Dealing With Column Names

  • read_csv() has an argument called col_names
  • NB:read.csv() refers to column names as a header
  • By default, the first row is assumed to contain the names of the variables/columns, i.e. col_names = TRUE
  • This tells R how many columns you have

What happens if we get this wrong?

no_header <- read_csv("data/no_header.csv")

Dealing With Column Names

We can easily fix this

no_header <- read_csv("data/no_header.csv", col_names = FALSE)

What about that first column?

Dealing With Column Names

We can specify what is loaded or skipped using col_types

?read_csv
  • We can skip columns using the - symbol
  • character and numbers use c and n respectively
no_header <- read_csv("data/no_header.csv", col_names = FALSE,
                      col_types = "-ccnnc")

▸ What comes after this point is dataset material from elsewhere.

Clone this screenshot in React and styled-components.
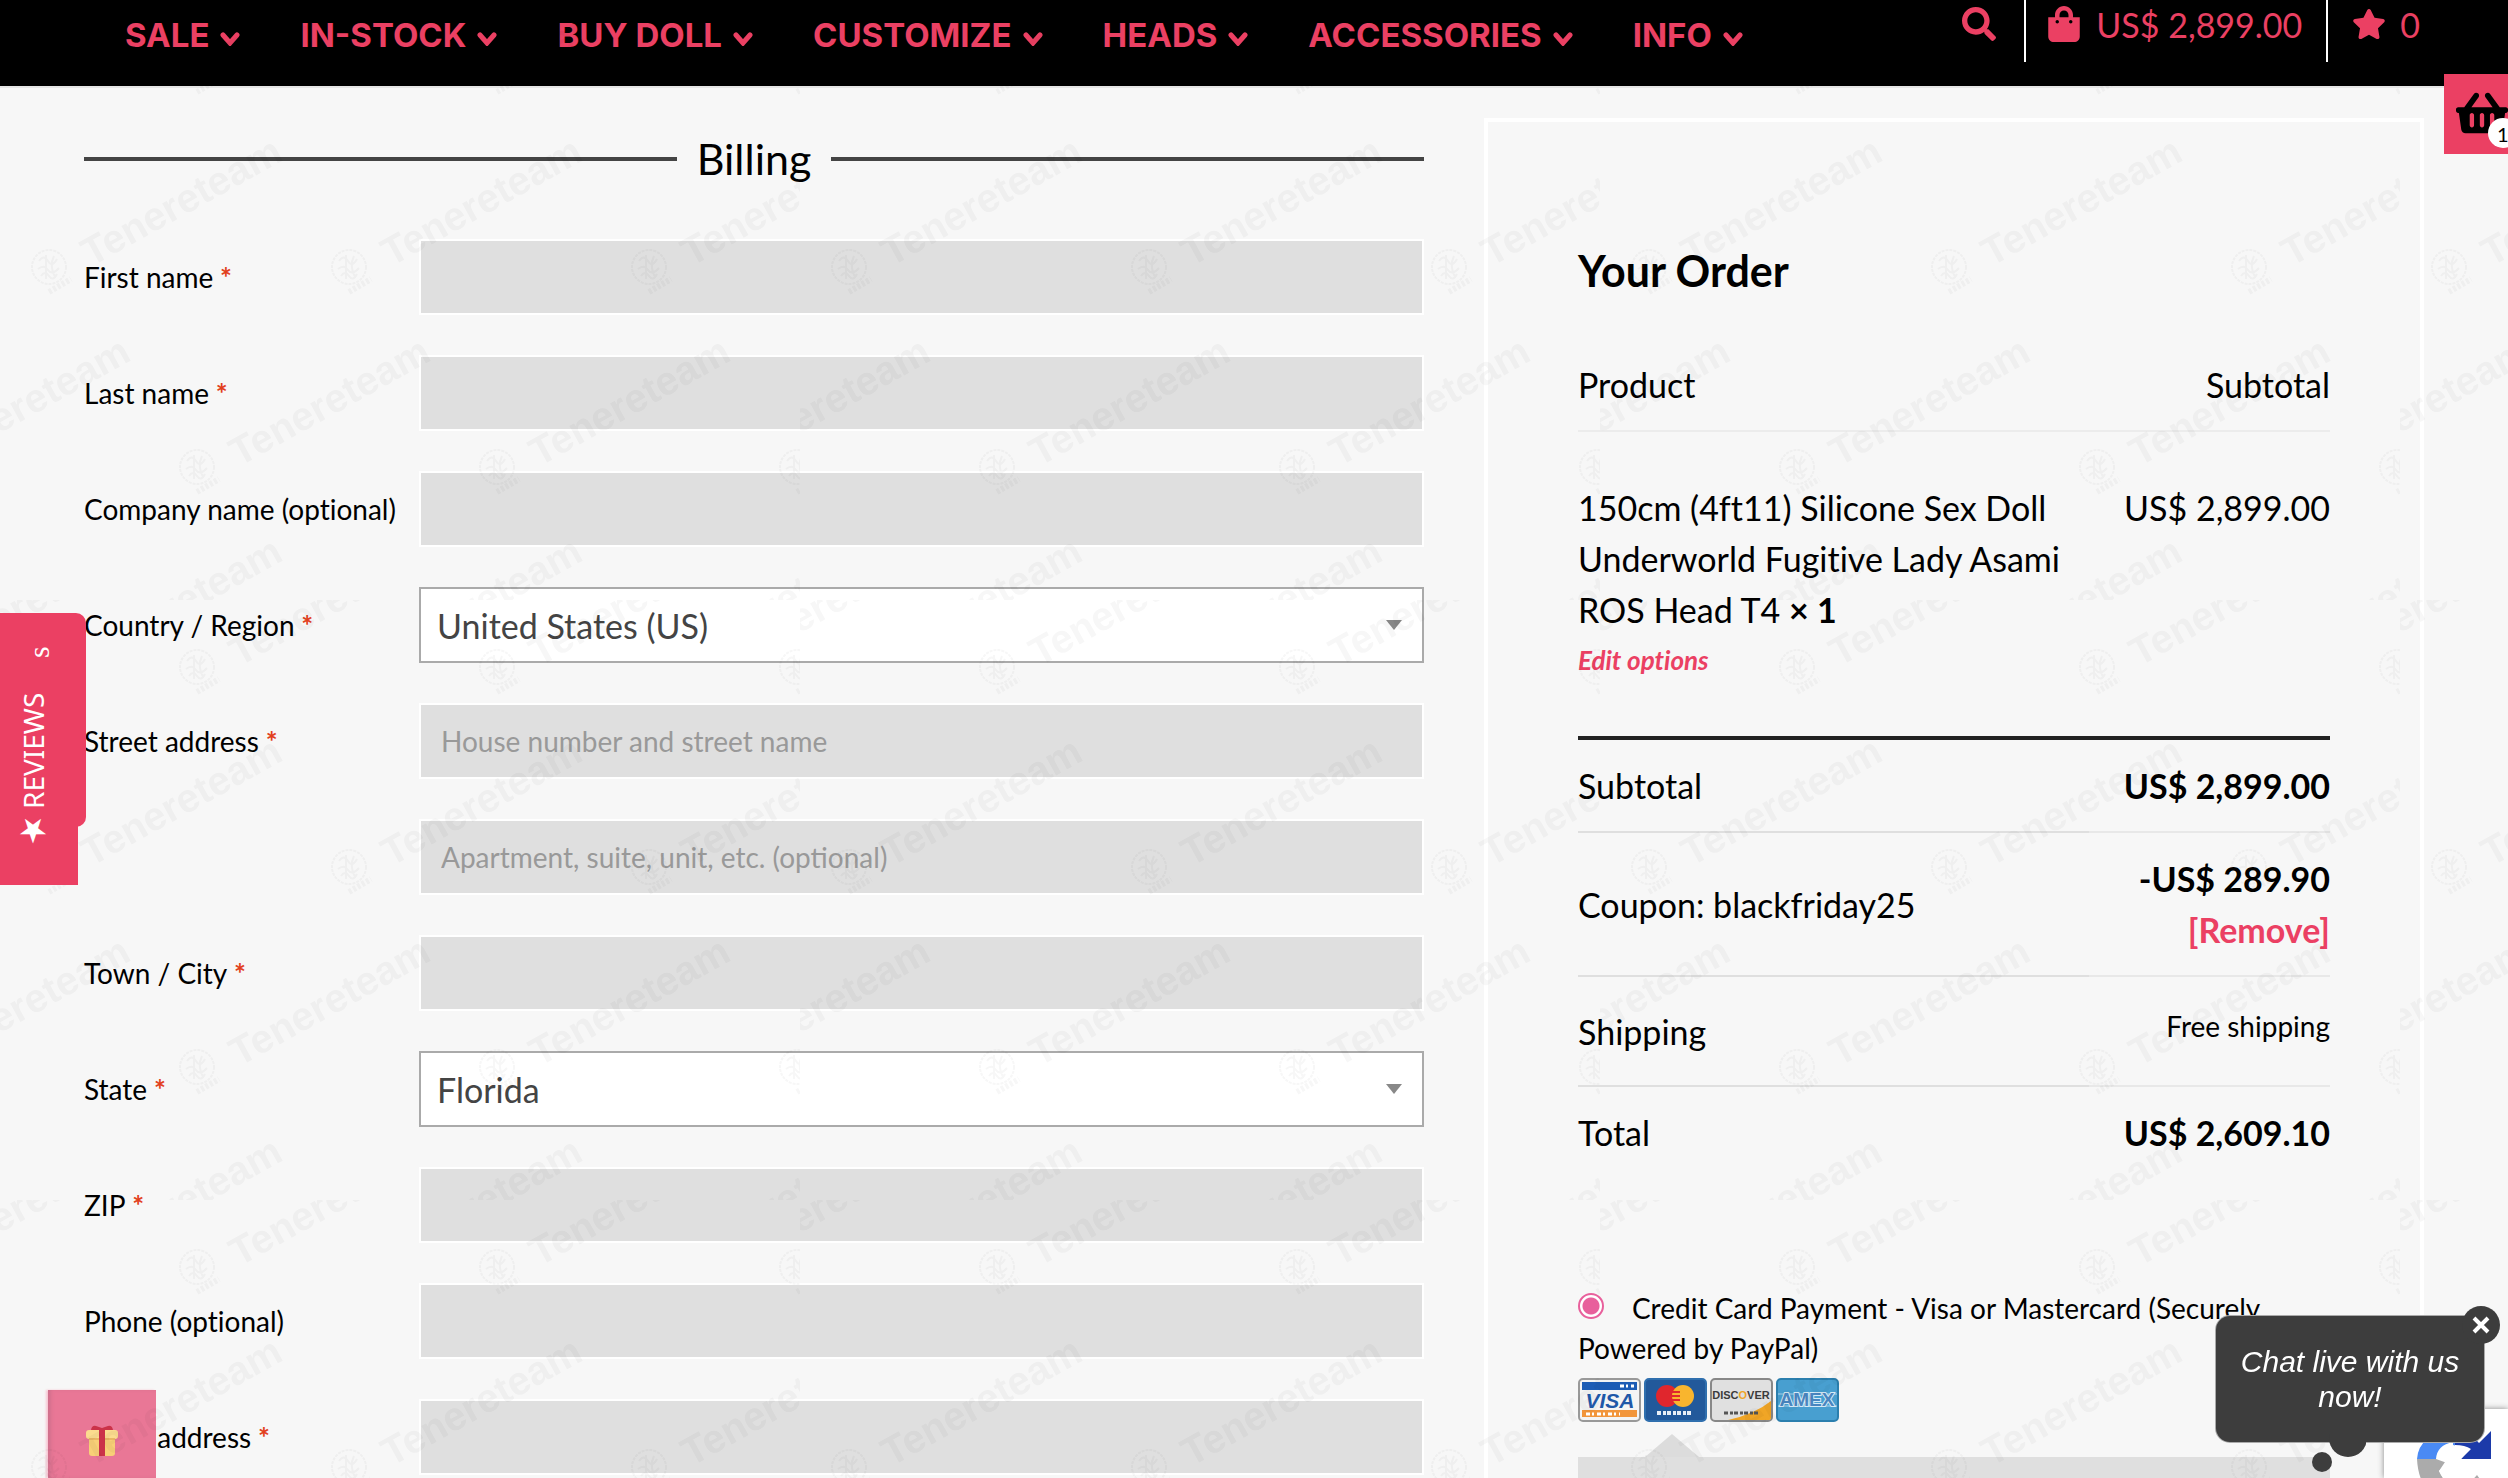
import React, {useState} from 'react';
import styled, {createGlobalStyle} from 'styled-components';
import {FaSearch, FaShoppingBag, FaShoppingBasket, FaStar} from 'react-icons/fa';

const pink = '#eb4063';
const sans = `Lato, "Noto Sans", sans-serif`;

const menu = ['SALE', 'IN-STOCK', 'BUY DOLL', 'CUSTOMIZE', 'HEADS', 'ACCESSORIES', 'INFO'];

const fields = [
  {id: 'first_name', label: 'First name', required: true},
  {id: 'last_name', label: 'Last name', required: true},
  {id: 'company', label: 'Company name (optional)'},
  {id: 'country', label: 'Country / Region', required: true, options: ['United States (US)', 'Canada', 'United Kingdom (UK)']},
  {id: 'address_1', label: 'Street address', required: true, placeholder: 'House number and street name'},
  {id: 'address_2', placeholder: 'Apartment, suite, unit, etc. (optional)'},
  {id: 'city', label: 'Town / City', required: true},
  {id: 'state', label: 'State', required: true, options: ['Florida', 'Georgia', 'Texas']},
  {id: 'zip', label: 'ZIP', required: true},
  {id: 'phone', label: 'Phone (optional)'},
  {id: 'email', label: 'Email address', required: true},
];

const Chevron = () => (
  <svg width="20" height="14" viewBox="0 0 20 14" aria-hidden="true">
    <path d="M3 3 L10 11 L17 3" fill="none" stroke="currentColor" strokeWidth="5" strokeLinecap="round"/>
  </svg>
);

// staggered rows, cut at the edges of every 800x600 tile
const marks = [
  [-103, 67], [197, 67], [497, 67], [797, 67],
  [49, 267], [349, 267], [649, 267],
  [-103, 467], [197, 467], [497, 467], [797, 467],
  [49, 667], [349, 667], [649, 667],
];

const WatermarkLayer = () => (
  <Watermark aria-hidden="true">
    <defs>
      <g id="seal" fill="none" stroke="#000">
        <circle r="17" strokeWidth="2" strokeDasharray="3 1"/>
        <path d="M-10 -6 q5 -7 9 0 t9 -2 M-11 2 q6 -5 10 1 t11 -2 M-8 9 q4 -6 8 0 t8 -2 M-3 -12 v24 M5 -11 q-5 10 1 21" strokeWidth="2"/>
        <path d="M0 25 L22 12" strokeWidth="6" strokeDasharray="3 2"/>
      </g>
      <pattern id="mark" width="800" height="600" patternUnits="userSpaceOnUse">
        {marks.map(([x, y]) => (
          <g key={`${x}-${y}`} transform={`translate(${x} ${y})`}>
            <use href="#seal"/>
            <text transform="translate(42 0) rotate(-29)">Tenereteam</text>
          </g>
        ))}
      </pattern>
    </defs>
    <rect width="100%" height="100%" fill="url(#mark)"/>
  </Watermark>
);

const Field = ({id, label, required, placeholder, options}) => (
  <Row>
    {label ? (
      <Label htmlFor={id}>
        {label}
        {required && <Required> *</Required>}
      </Label>
    ) : <span/>}
    {options ? (
      <SelectBox>
        <Select id={id}>
          {options.map((option) => <option key={option}>{option}</option>)}
        </Select>
        <svg width="16" height="10" viewBox="0 0 16 10" aria-hidden="true">
          <path d="M0 0 H16 L8 10 Z" fill="#888"/>
        </svg>
      </SelectBox>
    ) : (
      <Input id={id} placeholder={placeholder} aria-label={label ? undefined : placeholder}/>
    )}
  </Row>
);

const CardIcons = () => (
  <Cards>
    <svg width="63" height="44" viewBox="0 0 63 44" role="img" aria-label="Visa">
      <rect x="1" y="1" width="61" height="42" rx="4" fill="#f4f4f4" stroke="#999" strokeWidth="2"/>
      <rect x="4" y="4" width="55" height="8" fill="#1c5cb5"/>
      <rect x="4" y="32" width="55" height="7" fill="#f2953a"/>
      <text x="32" y="30" textAnchor="middle" fontSize="21" fontStyle="italic" fill="#1f58a8">VISA</text>
      <path d="M42 8 h14 M8 36 h34" stroke="#fff" strokeWidth="3" strokeDasharray="4 2 2 3"/>
    </svg>
    <svg width="63" height="44" viewBox="0 0 63 44" role="img" aria-label="Mastercard">
      <rect x="1" y="1" width="61" height="42" rx="4" fill="#22599b" stroke="#2f6fae" strokeWidth="2"/>
      <circle cx="23" cy="18" r="11" fill="#e0262d"/>
      <circle cx="39" cy="18" r="11" fill="#f9b52e"/>
      <path d="M28 14 h8 M27 18 h9 M28 22 h8" stroke="#e0262d" strokeWidth="2"/>
      <path d="M13 35 h36" stroke="#e8eef6" strokeWidth="4" strokeDasharray="4 2 3 1"/>
    </svg>
    <svg width="63" height="44" viewBox="0 0 63 44" role="img" aria-label="Discover">
      <rect x="1" y="1" width="61" height="42" rx="4" fill="#e0e0e0" stroke="#888" strokeWidth="2"/>
      <path d="M18 42 Q45 36 61 23 V40 Q61 42 58 42 Z" fill="#f0a526"/>
      <text x="31" y="21" textAnchor="middle" fontSize="11" fill="#3b3b3b">
        DISC<tspan fill="#f0a526">O</tspan>VER
      </text>
      <path d="M14 35 h34" stroke="#555" strokeWidth="3" strokeDasharray="4 2 3 1"/>
    </svg>
    <svg width="63" height="44" viewBox="0 0 63 44" role="img" aria-label="American Express">
      <rect x="1" y="1" width="61" height="42" rx="4" fill="#489fd0" stroke="#2b7fae" strokeWidth="2"/>
      <path d="M2 16 H61 M2 28 H61" stroke="#a9d3ec" strokeWidth="1"/>
      <text x="31" y="28" textAnchor="middle" fontSize="19" fill="#4a86c0" stroke="#d5eaf6" strokeWidth="2" paintOrder="stroke">AMEX</text>
    </svg>
  </Cards>
);

const App = () => {
  const [chatOpen, setChatOpen] = useState(true);

  return (
    <Page>
      <GlobalStyle/>
      <Header>
        <Nav>
          {menu.map((item) => (
            <MenuButton key={item} type="button">{item}<Chevron/></MenuButton>
          ))}
        </Nav>
        <Tools>
          <Tool href="#search" aria-label="Search"><FaSearch size={34}/></Tool>
          <Tool href="#cart" divided><FaShoppingBag size={36}/>US$ 2,899.00</Tool>
          <Tool href="#wishlist" divided><FaStar size={34}/>0</Tool>
        </Tools>
      </Header>

      <Main>
        <Billing>
          <SectionTitle>Billing</SectionTitle>
          {fields.map((field) => <Field key={field.id} {...field}/>)}
        </Billing>

        <Order>
          <OrderTitle>Your Order</OrderTitle>
          <OrderTable>
            <thead>
              <tr>
                <Cell as="th" scope="col">Product</Cell>
                <Cell as="th" scope="col" end>Subtotal</Cell>
              </tr>
            </thead>
            <tbody>
              <ItemRow>
                <Cell>
                  150cm (4ft11) Silicone Sex Doll Underworld Fugitive Lady Asami ROS Head T4 <Quantity>× 1</Quantity>
                  <EditLink href="#edit">Edit options</EditLink>
                </Cell>
                <Cell end>US$ 2,899.00</Cell>
              </ItemRow>
            </tbody>
            <tfoot>
              <tr>
                <Cell as="th" scope="row">Subtotal</Cell>
                <Cell end bold>US$ 2,899.00</Cell>
              </tr>
              <tr>
                <Cell as="th" scope="row">Coupon: blackfriday25</Cell>
                <Cell end bold>-US$ 289.90 <RemoveLink href="#remove">[Remove]</RemoveLink></Cell>
              </tr>
              <tr>
                <Cell as="th" scope="row">Shipping</Cell>
                <Cell end><Shipping>Free shipping</Shipping></Cell>
              </tr>
              <tr>
                <Cell as="th" scope="row">Total</Cell>
                <Cell end bold>US$ 2,609.10</Cell>
              </tr>
            </tfoot>
          </OrderTable>

          <Payment>
            <Radio type="radio" name="payment" id="card" defaultChecked/>
            <label htmlFor="card">Credit Card Payment - Visa or Mastercard (Securely Powered by PayPal)</label>
          </Payment>
          <CardIcons/>
          <PaymentArrow/>
          <PaymentBox/>
        </Order>
      </Main>

      <GiftButton type="button" aria-label="Gifts">
        <svg width="32" height="31" viewBox="0 0 32 31">
          <path d="M3 12 H29 V28 Q29 31 26 31 H6 Q3 31 3 28 Z" fill="#f8d077"/>
          <rect y="5" width="32" height="9" rx="3" fill="#fbdc8e"/>
          <path d="M3 13 H29 V15 H3 Z" fill="#eab765"/>
          <rect x="13" y="5" width="6" height="26" fill="#cb3349"/>
          <path d="M5 5 Q6 0 10 1 L16 3 L22 1 Q26 0 27 5 Z" fill="#cb3349"/>
        </svg>
      </GiftButton>

      <WatermarkLayer/>

      <RewardsTab type="button">s</RewardsTab>
      <ReviewsTab type="button"><Star>★</Star>REVIEWS</ReviewsTab>

      <BasketButton type="button" aria-label="Basket">
        <FaShoppingBasket size={52}/>
        <Badge>1</Badge>
      </BasketButton>

      <Recaptcha>
        <svg width="76" height="76" viewBox="0 0 76 76" aria-label="reCAPTCHA">
          <path d="M0 30 Q2 4 38 2 V18 L30 20 L20 30 Z" fill="#4a8af4"/>
          <path d="M38 2 Q54 3 62 14 L74 2 V30 H44 L54 20 Q48 16 38 16 Z" fill="#1c3aa9"/>
          <path d="M0 30 H30 L22 42 Q28 56 40 56 Q52 56 60 46 L70 60 Q56 74 38 72 Q2 70 0 30 Z" fill="#ababab"/>
          <path d="M19 30 Q20 16 36 13 V16 L52 20 L44 30 L40 34 L60 56 L44 46 L30 56 L22 42 L30 34 Z" fill="#fff"/>
        </svg>
      </Recaptcha>

      {chatOpen && (
        <Chat>
          Chat live with us now!
          <CloseChat type="button" aria-label="Close chat" onClick={() => setChatOpen(false)}>
            <svg width="20" height="20" viewBox="0 0 20 20">
              <path d="M3 3 L17 17 M17 3 L3 17" stroke="#fff" strokeWidth="4"/>
            </svg>
          </CloseChat>
          <ChatTail width="60" height="42" viewBox="0 0 60 42">
            <circle cx="42" cy="4" r="19"/>
            <circle cx="16" cy="28" r="10"/>
          </ChatTail>
        </Chat>
      )}
    </Page>
  );
};

export default App;

const GlobalStyle = createGlobalStyle`
  * {
    box-sizing: border-box;
    font-variant-ligatures: none;
  }

  body {
    margin: 0;
    background: #f7f7f7;
    color: #000;
    font-family: ${sans};
  }

  button {
    border: 0;
    cursor: pointer;
  }

  a {
    text-decoration: none;
  }
`;

const Page = styled.div`
  position: relative;
  display: flex;
  flex-direction: column;
  min-height: 100vh;
  overflow: hidden;
`;

const Watermark = styled.svg`
  position: absolute;
  inset: 0;
  width: 100%;
  height: 100%;
  opacity: 0.03;
  pointer-events: none;

  text {
    font: 700 40px "Liberation Sans", Arial, sans-serif;
  }
`;

const Header = styled.header`
  display: flex;
  justify-content: space-between;
  align-items: flex-start;
  height: 88px;
  padding: 0 84px 0 125px;
  background: #000;
  border-bottom: 2px solid #e6e6e6;
`;

const Nav = styled.nav`
  display: flex;
  gap: 60px;
`;

const MenuButton = styled.button`
  display: flex;
  align-items: center;
  gap: 11px;
  height: 70px;
  padding: 0;
  background: none;
  color: ${pink};
  font: 700 33px Inter, sans-serif;
  white-space: nowrap;

  svg {
    margin-top: 8px;
  }
`;

const Tools = styled.div`
  display: flex;
`;

const Tool = styled.a.withConfig({shouldForwardProp: (prop) => prop !== 'divided'})`
  display: flex;
  align-items: center;
  gap: 14px;
  height: 62px;
  padding: 0 ${({divided}) => (divided ? 24 : 28)}px 14px 20px;
  border-left: ${({divided}) => (divided ? '2px solid #fff' : '0')};
  color: ${pink};
  font-size: 34px;
  white-space: nowrap;

  &:last-child {
    padding-left: 24px;
    padding-right: 4px;
  }
`;

const Main = styled.main`
  flex: 1;
  display: grid;
  grid-template-columns: 1340fr 940fr;
  gap: 60px;
  padding: 30px 84px 0;
`;

const Billing = styled.form`
  padding-top: 11px;
`;

const SectionTitle = styled.h2`
  display: flex;
  align-items: center;
  gap: 20px;
  margin: 0 0 50px;
  font-size: 43px;
  font-weight: 400;
  line-height: 60px;

  &::before,
  &::after {
    content: '';
    flex: 1;
    height: 4px;
    background: #444;
  }
`;

const Row = styled.div`
  display: grid;
  grid-template-columns: 25% 1fr;
  align-items: center;
  margin-bottom: 40px;

  &:last-child {
    margin-bottom: 0;
  }
`;

const Label = styled.label`
  font-size: 28px;
  white-space: nowrap;
`;

const Required = styled.span`
  color: #e2401c;
  font-weight: 700;
`;

const Input = styled.input`
  width: 100%;
  height: 76px;
  padding: 0 20px;
  border: 2px solid #fff;
  border-radius: 0;
  background: #dfdfdf;
  font: 28px ${sans};

  &::placeholder {
    color: #999;
  }
`;

const SelectBox = styled.div`
  display: flex;
  align-items: center;
  height: 76px;
  padding-right: 20px;
  border: 2px solid #aaa;
  background: #fff;
`;

const Select = styled.select`
  flex: 1;
  height: 100%;
  padding: 0 16px;
  appearance: none;
  border: 0;
  background: none;
  color: #444;
  font: 34px ${sans};
`;

const Order = styled.section`
  display: flex;
  flex-direction: column;
  padding: 119px 90px 0;
  border: 4px solid #fff;
  border-bottom: 0;
`;

const OrderTitle = styled.h3`
  margin: 0 0 38px;
  font-size: 43px;
  font-weight: 700;
  line-height: 60px;
`;

const OrderTable = styled.table`
  width: 100%;
  margin-bottom: 110px;
  border-collapse: separate;
  border-spacing: 0;
  table-layout: fixed;
  font-size: 34px;
  line-height: 51px;

  tfoot tr:last-child > * {
    border-bottom: 0;
  }
`;

const Cell = styled.td.withConfig({shouldForwardProp: (prop) => !['end', 'bold'].includes(prop)})`
  width: ${({end}) => (end ? 32 : 68)}%;
  padding: 20px 0;
  border-bottom: 2px solid ${({end}) => (end ? '#e8e8e8' : '#dfdfdf')};
  font-weight: ${({bold}) => (bold ? 700 : 400)};
  text-align: ${({end}) => (end ? 'right' : 'left')};

  thead & {
    border-color: #ececec;
  }
`;

const ItemRow = styled.tr`
  vertical-align: top;

  ${Cell} {
    padding: 50px 0;
    border-bottom: 4px solid #222;
  }

  ${Cell}:first-child {
    padding-right: 20px;
  }
`;

const Quantity = styled.strong`
  white-space: nowrap;
`;

const EditLink = styled.a`
  display: block;
  color: ${pink};
  font-size: 26px;
  font-style: italic;
  font-weight: 700;
`;

const RemoveLink = styled.a`
  display: block;
  color: ${pink};
`;

const Shipping = styled.div`
  padding: 8px 0 18px;
  font-size: 28px;
  line-height: 42px;
`;

const Payment = styled.div`
  font-size: 28px;
  line-height: 40px;
`;

const Radio = styled.input`
  appearance: none;
  width: 26px;
  height: 26px;
  margin: 0 28px 0 0;
  border: 2px solid #e8609c;
  border-radius: 50%;
  background: radial-gradient(circle, #e8609c 8px, #fff 9px);
`;

const Cards = styled.div`
  display: flex;
  gap: 3px;
  margin-top: 10px;
  font-family: "Liberation Sans", Arial, sans-serif;
  font-weight: 700;
`;

const PaymentArrow = styled.div`
  width: 54px;
  height: 23px;
  margin: 12px 0 0 67px;
  background: #dcdcdc;
  clip-path: polygon(50% 0, 100% 100%, 0 100%);
`;

const PaymentBox = styled.div`
  flex: 1;
  min-height: 20px;
  background: #dfdfdf;
`;

const GiftButton = styled.button`
  position: fixed;
  left: 48px;
  bottom: 0;
  display: flex;
  justify-content: center;
  width: 108px;
  height: 88px;
  padding: 35px 0 0;
  background: #e97796;
  box-shadow: inset 4px 0 4px -2px #b0688099, -2px 0 2px #f7c6d3;
`;

// vertical text that reads from the bottom up
const SideTab = styled.button`
  position: fixed;
  left: 0;
  writing-mode: vertical-rl;
  rotate: 180deg;
  background: ${pink};
  color: #fff;
  text-align: left;
`;

const RewardsTab = styled(SideTab)`
  top: 613px;
  width: 86px;
  height: 214px;
  padding: 169px 0 0 8px;
  border-radius: 10px 0 0 10px;
  font: 30px "Liberation Serif", serif;
`;

const ReviewsTab = styled(SideTab)`
  top: 680px;
  width: 78px;
  height: 205px;
  padding: 34px 0 0 12px;
  font: 28px "Noto Sans", sans-serif;
`;

const Star = styled.span`
  margin-bottom: 2px;
  font: 34px "DejaVu Sans", sans-serif;
`;

const BasketButton = styled.button`
  position: fixed;
  top: 74px;
  right: 0;
  width: 64px;
  height: 80px;
  padding: 0 0 0 12px;
  background: ${pink};
  color: #000;
  overflow: hidden;
`;

const Badge = styled.span`
  position: absolute;
  top: 44px;
  left: 44px;
  width: 30px;
  height: 30px;
  padding-left: 9px;
  border-radius: 50%;
  background: #fff;
  font: 20px/32px ${sans};
  text-align: left;
`;

const Recaptcha = styled.aside`
  position: fixed;
  right: 0;
  bottom: 0;
  width: 124px;
  height: 69px;
  padding: 20px 0 0 33px;
  background: #fff;
  box-shadow: 0 0 6px #888;
  overflow: hidden;
`;

const Chat = styled.aside`
  position: fixed;
  right: 24px;
  bottom: 36px;
  width: 268px;
  height: 126px;
  padding: 28px 20px;
  border-radius: 14px;
  background: #3d3d3d;
  box-shadow: 0 0 0 1px #aaa;
  color: #fff;
  font: italic 30px/35px "Liberation Sans", Arial, sans-serif;
  text-align: center;
`;

const CloseChat = styled.button`
  position: absolute;
  top: -10px;
  right: -16px;
  display: flex;
  align-items: center;
  justify-content: center;
  width: 38px;
  height: 38px;
  padding: 0;
  border-radius: 50%;
  background: #3d3d3d;
`;

const ChatTail = styled.svg`
  position: absolute;
  top: 118px;
  left: 90px;
  z-index: -1;
  fill: #3d3d3d;
`;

What if we get that wrong?

Dealing With Column Names

Getting it wrong

Let's mis-specify the third column as a number

no_header <- read_csv("data/no_header.csv", col_names = FALSE,
                      col_types = "-cnnnc")
  • Did the error message make any sense?
  • Did the file load?
  • What happened to the third column?

Dealing With Comments

Let's get it wrong first

comments <- read_csv("data/comments.csv")

Now we can get it right

comments <- read_csv("data/comments.csv", comment = "#")

This will work if there are comments in any rows

Structural Problems

What happens when you try to load the file bad_colnames_.csv

bad_colnames <- read_csv("data/bad_colnames.csv")

How could we fix this?

  1. By editing the file, and
  2. Without editing the file

Structural Problems

Here's my fix

bad_colnames <- read_csv("data/bad_colnames.csv", 
                             skip =  1, col_names = FALSE)
colnames(bad_colnames) <- c("rowname", "gender", "name",
                                "weight", "height", "transport")
  • Here we have set the column names manually using a character vector
  • Note that all words were quoted.

Removing Column Names

The most common function in R is c()

  • This stands for combine
  • Combines all values into a single R object, or vector
  • If left empty, it is equivalent to NULL
c()
## NULL
colnames(bad_colnames) <- c()

Encoded Missing Values

What if missing values have been set to "-"?

Let's get it wrong first

missing_data <- read_csv("data/missing_data.csv")

Where have the errors appeared?

Now we can get it right

missing_data <- read_csv("data/missing_data.csv", na = "-")

Exporting Data

After we've edited a file, we might wish to export it

?write_csv
  • This is a wrapper for write_delim()
  • Can export .csv, .txt, .tsv etc
  • Individual R objects can be exported using write_rds()